The second level in the model is tied to the group of users, the team, an organization, the stakeholders etc. Quality is social here, but still bounded. But it can refer to the different domains in which the product has value: In the project, to sales, and to users. There are several ways to move to this level of abstraction, but we need to know what kind of abstract level we’re moving to for this to work.
My experience is that we can only move our thinking to this level if we know what we’re addressing. It doesn’t require absolute certainty, we can create props to represent users by describing them, or we can describe users in abstract terms. But there needs to be some kind of concrete knowledge available about the target of our idea of quality before we can talk rationally about quality at this levels.
But once we have that, we can start working with quality within the same Compass system of fundamental quality values I described above: Factual, relational, and emegergent quality, and safety. (Or as they are named in the Greek Square: The true, the just, the beautiful, and the good.)

Universal quality?

At the top of any pyramid is a smaller pyramid. In this case, this is where we move to the universal perspective, the quality that applies to everyone, everywhere, at all times. This would be God’s view on quality.

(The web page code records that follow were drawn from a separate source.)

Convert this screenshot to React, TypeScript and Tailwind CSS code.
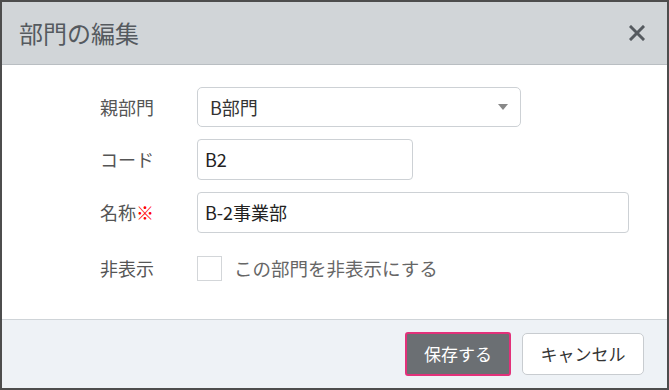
import React from "react";

const font = { fontFamily: '"Noto Sans CJK JP", "Noto Sans", sans-serif' };

function Row({ label, required, children }: { label: string; required?: boolean; children: React.ReactNode }) {
  return (
    <div className="flex items-center">
      <div className="w-[97px] text-[18px] text-[#555]">
        {label}
        {required && <span className="text-[#f00]">※</span>}
      </div>
      {children}
    </div>
  );
}

export default function App() {
  return (
    <div
      style={font}
      className="w-[669px] h-[390px] border-2 border-[#4d4d4d] bg-white flex flex-col overflow-hidden"
    >
      <div className="h-[63px] shrink-0 bg-[#d1d5d8] border-b border-[#b9bec2] flex items-center justify-between pl-[17px] pr-[22px]">
        <h2 className="text-[24px] text-[#555a5f] leading-none">部門の編集</h2>
        <svg width="16" height="16" viewBox="0 0 16 16" className="text-[#555a5f]">
          <path d="M2 2 L14 14 M14 2 L2 14" stroke="currentColor" strokeWidth="3" strokeLinecap="square" />
        </svg>
      </div>

      <div className="flex-1 pl-[98px] pt-[22px] flex flex-col gap-[12px]">
        <Row label="親部門">
          <div className="w-[324px] h-[40px] border border-[#cdd1d5] rounded-[5px] flex items-center justify-between pl-[12px] pr-[12px] text-[18px] text-[#333]">
            <span>B部門</span>
            <svg width="10" height="6" viewBox="0 0 10 6">
              <path d="M0 0 L10 0 L5 6 Z" fill="#888" />
            </svg>
          </div>
        </Row>
        <Row label="コード">
          <div className="w-[216px] h-[41px] border border-[#cdd1d5] rounded-[4px] flex items-center pl-[7px] text-[18px] text-[#222]">
            B2
          </div>
        </Row>
        <Row label="名称" required>
          <div className="w-[432px] h-[41px] border border-[#cdd1d5] rounded-[4px] flex items-center pl-[7px] text-[18px] text-[#222]">
            B-2事業部
          </div>
        </Row>
        <div className="mt-[10px]">
          <Row label="非表示">
            <div className="w-[25px] h-[25px] border border-[#d3d6d9] bg-white" />
            <span className="ml-[12px] text-[18.5px] text-[#666]">この部門を非表示にする</span>
          </Row>
        </div>
      </div>

      <div className="h-[69px] shrink-0 bg-[#eef2f6] border-t border-[#cfd4d8] flex items-center justify-end gap-[11px] pr-[23px]">
        <button className="w-[106px] h-[44px] border-2 border-[#e2317a] bg-[#6b6f73] text-white text-[17px] rounded-[3px]">
          保存する
        </button>
        <button className="w-[122px] h-[42px] border border-[#c8ccd0] bg-white text-[#333] text-[17px] rounded-[5px]">
          キャンセル
        </button>
      </div>
    </div>
  );
}
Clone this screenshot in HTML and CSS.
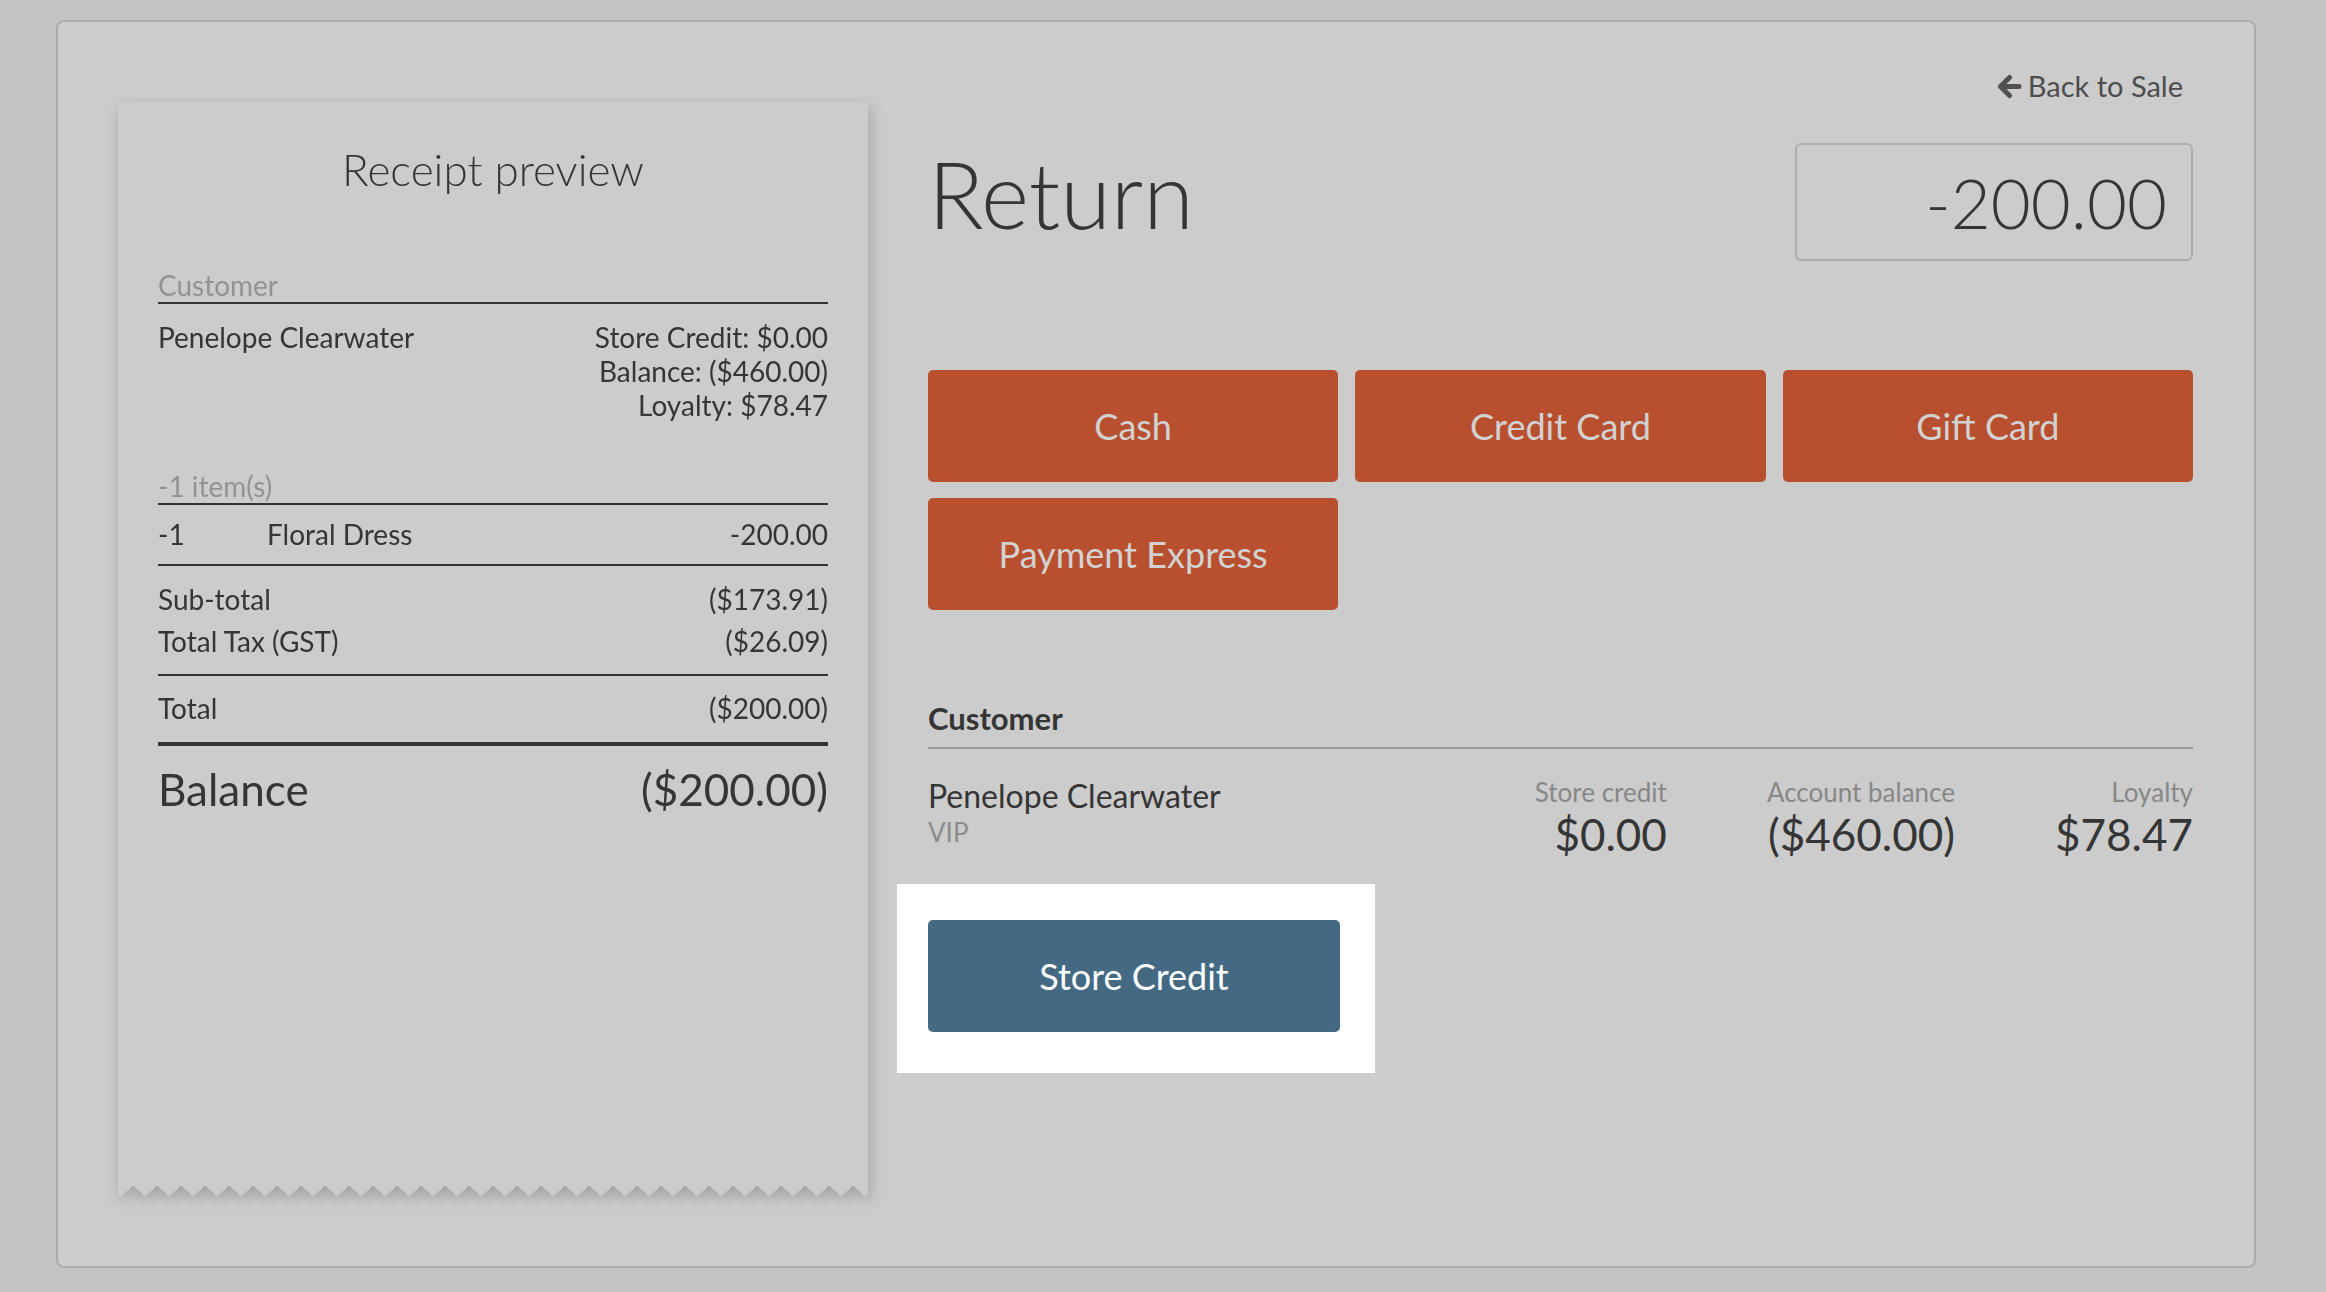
FILE: index.html
```html
<!DOCTYPE html>
<html lang="en">
<head>
<meta charset="utf-8">
<title>Return</title>
<link rel="stylesheet" href="styles.css">
</head>
<body>
<div class="panel">
  <div class="receipt-wrap">
    <div class="receipt">
      <h2 class="receipt-title">Receipt preview</h2>
      <div class="r-label">Customer</div>
      <div class="r-customer">
        <div>Penelope Clearwater</div>
        <div class="r-right">Store Credit: $0.00<br>Balance: ($460.00)<br>Loyalty: $78.47</div>
      </div>
      <div class="r-label r-items-label">-1 item(s)</div>
      <div class="r-item">
        <span class="r-qty">-1</span>
        <span class="r-name">Floral Dress</span>
        <span class="r-amt">-200.00</span>
      </div>
      <div class="r-totals">
        <div class="r-row"><span>Sub-total</span><span>($173.91)</span></div>
        <div class="r-row r-tax"><span>Total Tax (GST)</span><span>($26.09)</span></div>
      </div>
      <div class="r-row r-total"><span>Total</span><span>($200.00)</span></div>
      <div class="r-row r-balance"><span>Balance</span><span>($200.00)</span></div>
    </div>
  </div>

  <div class="main">
    <div class="back-row">
      <a class="back-link" href="#">
        <svg class="back-icon" width="25" height="25" viewBox="0 0 25 25" aria-hidden="true">
          <path d="M22 12.5H4.5M12.5 3.5L3.5 12.5L12.5 21.5" fill="none" stroke="#505050" stroke-width="5" stroke-linecap="round" stroke-linejoin="round"/>
        </svg>Back to Sale
      </a>
    </div>

    <div class="header-row">
      <h1 class="title">Return</h1>
      <div class="amount">-200.00</div>
    </div>

    <div class="pay-grid">
      <button class="pay-btn">Cash</button>
      <button class="pay-btn">Credit Card</button>
      <button class="pay-btn">Gift Card</button>
      <button class="pay-btn">Payment Express</button>
    </div>

    <div class="cust-heading">Customer</div>
    <div class="cust-row">
      <div class="cust-name">
        <div class="cust-fullname">Penelope Clearwater</div>
        <div class="cust-group">VIP</div>
      </div>
      <div class="stats">
        <div class="stat">
          <div class="stat-label">Store credit</div>
          <div class="stat-value">$0.00</div>
        </div>
        <div class="stat">
          <div class="stat-label">Account balance</div>
          <div class="stat-value">($460.00)</div>
        </div>
        <div class="stat">
          <div class="stat-label">Loyalty</div>
          <div class="stat-value">$78.47</div>
        </div>
      </div>
    </div>

    <div class="spotlight">
      <button class="store-btn">Store Credit</button>
    </div>
  </div>
</div>
</body>
</html>
```

FILE: styles.css
```css
body {
  margin: 0;
  background: #c3c3c3;
  font-family: Lato, "Open Sans", sans-serif;
  color: #353535;
}

.panel {
  box-sizing: border-box;
  width: 2200px;
  height: 1248px;
  margin: 20px 0 0 56px;
  border: 2px solid #ababab;
  border-radius: 8px;
  background: #cccccc;
  display: flex;
  align-items: flex-start;
  gap: 60px;
  padding: 0 61px 0 60px;
}

/* Receipt */
.receipt-wrap {
  flex: none;
  width: 750px;
  margin-top: 80px;
  filter: drop-shadow(2px 5px 7px rgba(0, 0, 0, 0.2));
}

.receipt {
  position: relative;
  box-sizing: border-box;
  height: 1084px;
  background: #cccccc;
  padding: 41px 40px 0;
  font-size: 28px;
  line-height: 34px;
}

.receipt::after {
  content: "";
  position: absolute;
  left: 0;
  right: 0;
  top: 100%;
  height: 10px;
  background: conic-gradient(from -50.2deg at 50% 100%, #cccccc 0 100.4deg, transparent 0);
  background-size: 24px 10px;
  background-position: 15px 0;
}

.receipt-title {
  margin: 0;
  font-weight: 300;
  font-size: 44px;
  line-height: 52px;
  text-align: center;
  color: #353535;
}

.r-label {
  margin-top: 73px;
  color: #939393;
  border-bottom: 2px solid #333;
}

.r-customer {
  display: flex;
  justify-content: space-between;
  margin-top: 16px;
}

.r-right {
  text-align: right;
}

.r-items-label {
  margin-top: 47px;
}

.r-item {
  display: flex;
  margin-top: 12px;
  padding-bottom: 13px;
  border-bottom: 2px solid #333;
}

.r-qty {
  width: 109px;
}

.r-name {
  flex: 1;
}

.r-totals {
  padding: 16px 0;
  border-bottom: 2px solid #333;
}

.r-row {
  display: flex;
  justify-content: space-between;
}

.r-tax {
  margin-top: 8px;
}

.r-total {
  padding: 15px 0 17px;
  border-bottom: 4px solid #333;
}

.r-balance {
  margin-top: 17px;
  font-size: 44px;
  line-height: 52px;
}

/* Main column */
.main {
  flex: 1;
  padding-top: 47px;
}

.back-row {
  display: flex;
  justify-content: flex-end;
  padding-right: 10px;
  font-size: 29px;
  line-height: 34px;
}

.back-link {
  display: flex;
  align-items: center;
  color: #4d4d4d;
  text-decoration: none;
}

.back-icon {
  margin-right: 6px;
}

.header-row {
  display: flex;
  justify-content: space-between;
  align-items: flex-start;
  margin-top: 40px;
}

.title {
  margin: 5px 0 0;
  font-weight: 300;
  font-size: 92px;
  line-height: 92px;
  color: #353535;
}

.amount {
  box-sizing: border-box;
  width: 398px;
  height: 118px;
  border: 2px solid #adadad;
  border-radius: 6px;
  display: flex;
  align-items: center;
  justify-content: flex-end;
  padding-right: 24px;
  font-size: 69px;
  font-weight: 300;
  color: #353535;
}

.pay-grid {
  display: grid;
  grid-template-columns: repeat(3, 1fr);
  gap: 16px 17px;
  margin-top: 109px;
}

.pay-btn {
  height: 112px;
  border: none;
  border-radius: 5px;
  background: #b8502f;
  color: #d2d2d2;
  font-family: Lato, "Open Sans", sans-serif;
  font-size: 36px;
  padding: 0;
}

.cust-heading {
  margin-top: 91px;
  font-weight: 700;
  font-size: 31px;
  line-height: 34px;
  padding-bottom: 12px;
  border-bottom: 2px solid #999;
}

.cust-row {
  display: flex;
  align-items: flex-start;
  margin-top: 28px;
}

.cust-name {
  flex: 1;
}

.cust-fullname {
  font-size: 32px;
  line-height: 38px;
}

.cust-group {
  font-size: 26px;
  line-height: 34px;
  color: #8c8c8c;
}

.stats {
  display: flex;
  gap: 100px;
}

.stat {
  text-align: right;
}

.stat-label {
  font-size: 26px;
  line-height: 30px;
  color: #878787;
}

.stat-value {
  font-size: 44px;
  line-height: 54px;
}

.spotlight {
  width: fit-content;
  margin: 23px 0 0 -31px;
  padding: 36px 35px 41px 31px;
  background: #ffffff;
}

.store-btn {
  display: block;
  width: 412px;
  height: 112px;
  border: none;
  border-radius: 5px;
  background: #436a82;
  color: #ffffff;
  font-family: Lato, "Open Sans", sans-serif;
  font-size: 36px;
  padding: 0;
}
```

Factual qualities are often easy to work with, even at this level. Take math for example, which doesn’t depend on neither time, space or humans. Math is a thing in itself, it seems. Therefore it makes perfect sense to judge an attempt to solve an equation as universally good or bad depending on simple correctness:
2 + b = 4 <=> b = 3
The above is obviously incorrect and false.
It get’s much harder when we move further around in the value compass: Can we talk about good relations in a universal context? Is “the just” a universal thing? It’s not as easy as the above example, and I think this is where we really need to call in an expert who has done research in the quality of relations, or someone who knows about law and justice.
Even worse about emergence, complexity, aesthetics: Is there such a thing as universal beauty? I think there is research supporting this, but as a tester, I’ll skeptical about it: I’d rather test with a group of potential users, i.e. stay on the lower level, than employ rules for verifying aesthetic or emergent properties of a thing. Also, I would always suspect such rules are heuristic in nature, not universal.
Safety seems more obvious: Avoid chaos at all cost, and chaos is a reasonably well defined thing, I think, perhaps even mathematically.
But still: In the real it’s complicated. The Picture below is of the UN Building in New York. This is where universal rules for everyone on the earth are negotiated, but even those that have been decided on are often up for debate: We agree we want peace, but how? We agree we don’t want climate change, but at what cost, and who should do it? It’s hard, and as a tester, I want to avoid talking about this level, except as an abstract level I should avoid expressing myself too concretely about.
But that’s all right: I can say a lot of other things. Most of the quality pyramid is readily accessible in my work testing software and the relations real humans have with it.